Another app called Sugi attempts to cut through the clutter by providing comparable rankings that show what amount of carbon is being created through one’s investments every year. The ranking can be linked to the customer’s portfolio for personalized estimation of their fund’s annual total carbon cost. It would also provide the customer with the equivalent number of trees lost, the data for which would be provided by the Trucost environmental data company.

All these businesses are part of a new startup wave that is trying to help people make an impact with their money and not just earn a return on it. There are others as well, like Tickr, which creates a portfolio of stocks for investors keen on impact investing.

As a business model, sustainable investing is valued globally at over $30 trillion. With increasing awareness, there has also been a rise in demand for ethical investing options both among institutional and individual investors.

Are these apps enough?

In a survey of over 26,000 people conducted by investment firm BlackRock, as many as 85% of individual investors have said that they wanted to make a positive difference with their money. Climate was considered to be one of the most important factors.

Clim8 provides a basket of 400 curated stocks to its customers, which include 40 high-conviction ones making a difference to the planet. Duncan Grierson, the app’s founder, believes that the ability to use one’s investments and savings in a meaningful way to help make a difference was empowering.

Nevertheless, despite all the work being done in this field, individual investors still struggle to ascertain whether their investments are eco-friendly or not. This creates a lot of confusion because there are too many ways to measure ethical investment. One of the reasons for such confusion is the absence of a proper definition of terms like ethical or green finance.

Is the climate crisis being addressed?

These app developers are trying to move large amounts of money away from companies that do not impact climate change favorably. However, it is also important that investors actively tackle the issue rather than only limiting damage.

In February, an important European Union regulator demanded that agencies providing ESG certifications and rankings should be better regulated.

Sugi’s founder Josh Gregory believes that the app democratizes access to data on environmental impact and covers both investment funds and individual company shares. Gregory admitted that though there is a lot of passion for green investing, doing so correctly would be difficult because the existing tools for it are not adequate.

According to current research, the existing investment portfolio is aligned, on average, with about 3 degrees of global warming this century. Tests done by Sugi on several portfolios showed readings around 4 to 5 degrees. As per the tenets of the 2015 Paris Agreement, world leaders had committed to limiting it to 1.5 degrees.

Sugi collaborates with brokerages to give investors a measure of carbon emissions that their portfolio entails. It has also developed a tool that would measure the forecast on global warming for investment portfolios.
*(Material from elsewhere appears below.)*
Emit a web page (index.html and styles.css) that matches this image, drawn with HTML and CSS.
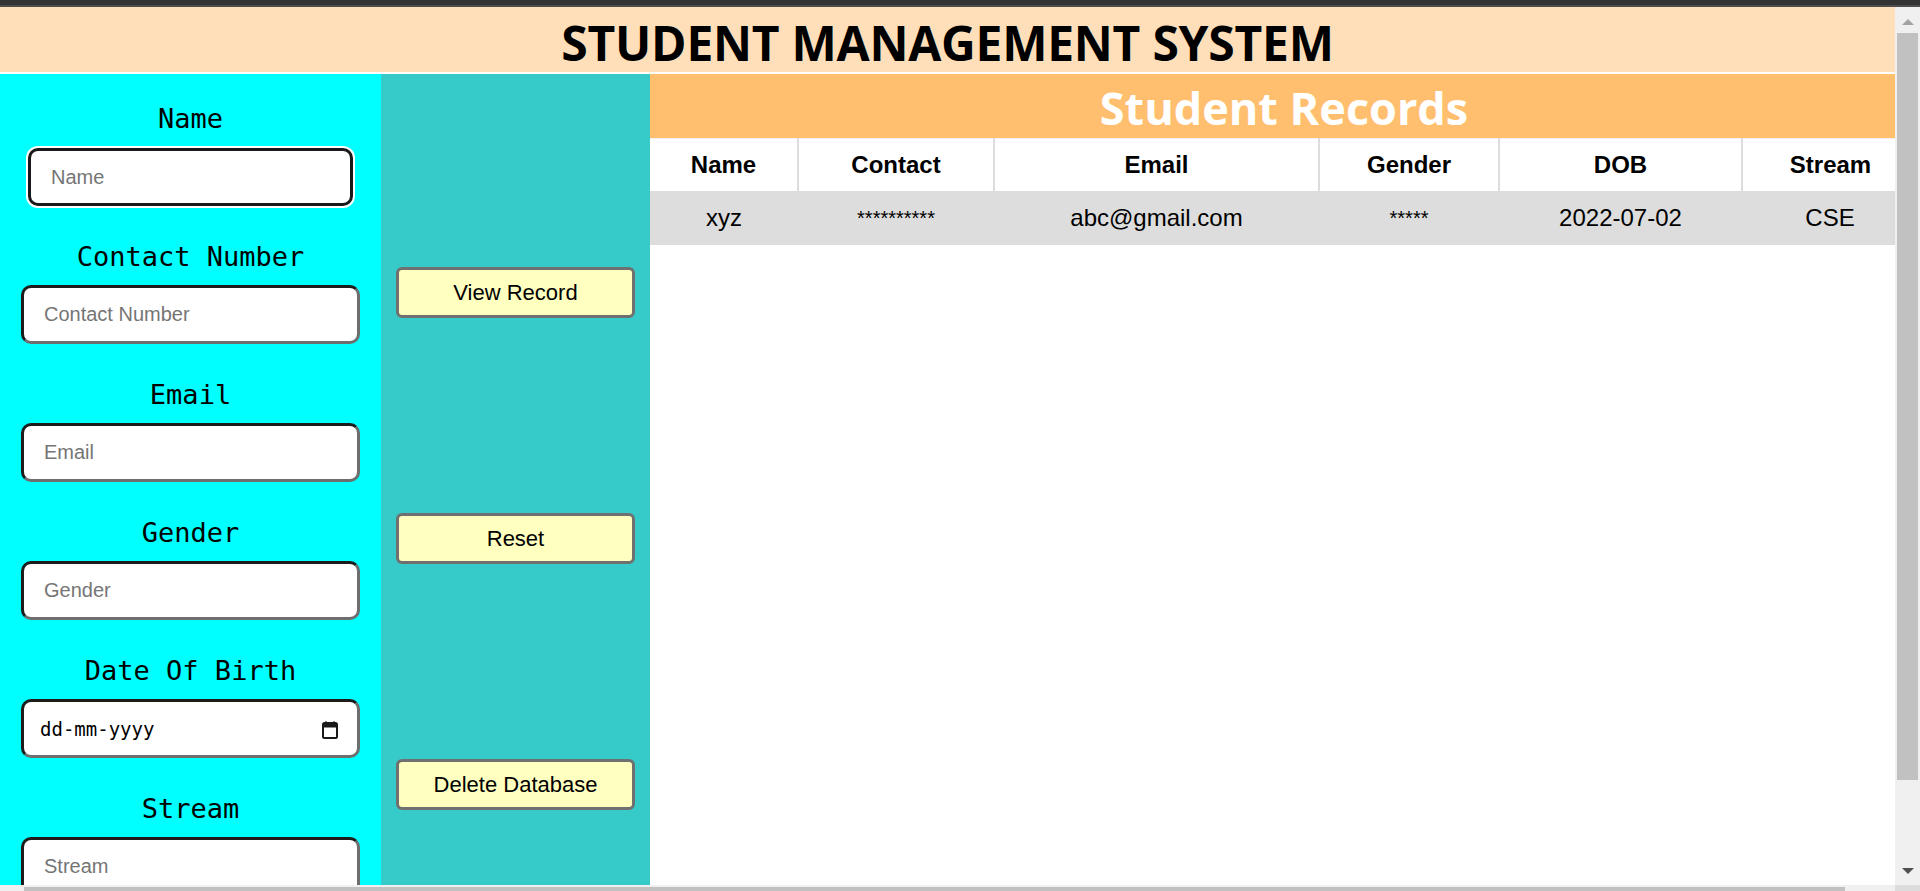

Gregory said that when the app was launched, there was a buzz created because nobody was disclosing sustainability-related data. He said that even now, asset managers on the institutional level are reluctant to share the temperatures to which their funds contribute. Several of the temperatures of some portfolios were found to be still quite high.

Need for better data

Apps like Clime8 and Sugi aim to make a clearer climate impact by pushing investors towards greener options and help retail investors to contribute towards healing the environment rather than just limiting the damage. Such entrepreneurs, however, are limited by the lack of relevant data sets. There need to be more details on the methods used, for example, to calculate carbon costs.

ESG can also be misleading at times to investors. By bracketing everything together, these rankings obscure the impact of each category unless studied minutely. For example, scoring high on governance parameters could even out a weak environmental scoring.

Sugi does not include carbon offsets, which is favored among Big Tech companies in its measurements because the electricity it generated nevertheless in turn generates carbon. Though these might get offset somewhere else, they still produce carbon which is harmful for the environment. Many Silicon Valley big guns end up with poor ratings because experts believe that emissions have to be totally reduced to be able to address the climate crisis.

Future of these apps

For these apps to work and create the desired impact, it is important to have the backing of good data. In the absence of rigorous evaluation methods, these kinds of innovations that want to make a positive impact do not end up seeing enough success.

The world has reached a stage in the climate crisis engagement, where limitations placed on impact would not be able to make any credible change to the situation. It is now equally important to direct resources towards making a positive impact on the crisis. This is impossible to do unless money is diverted away from unsustainable business practices.

To divert public money towards greener alternatives, there needs to be enough data on what constitutes green and what the parameters are on which investment portfolio is considered greener over the other.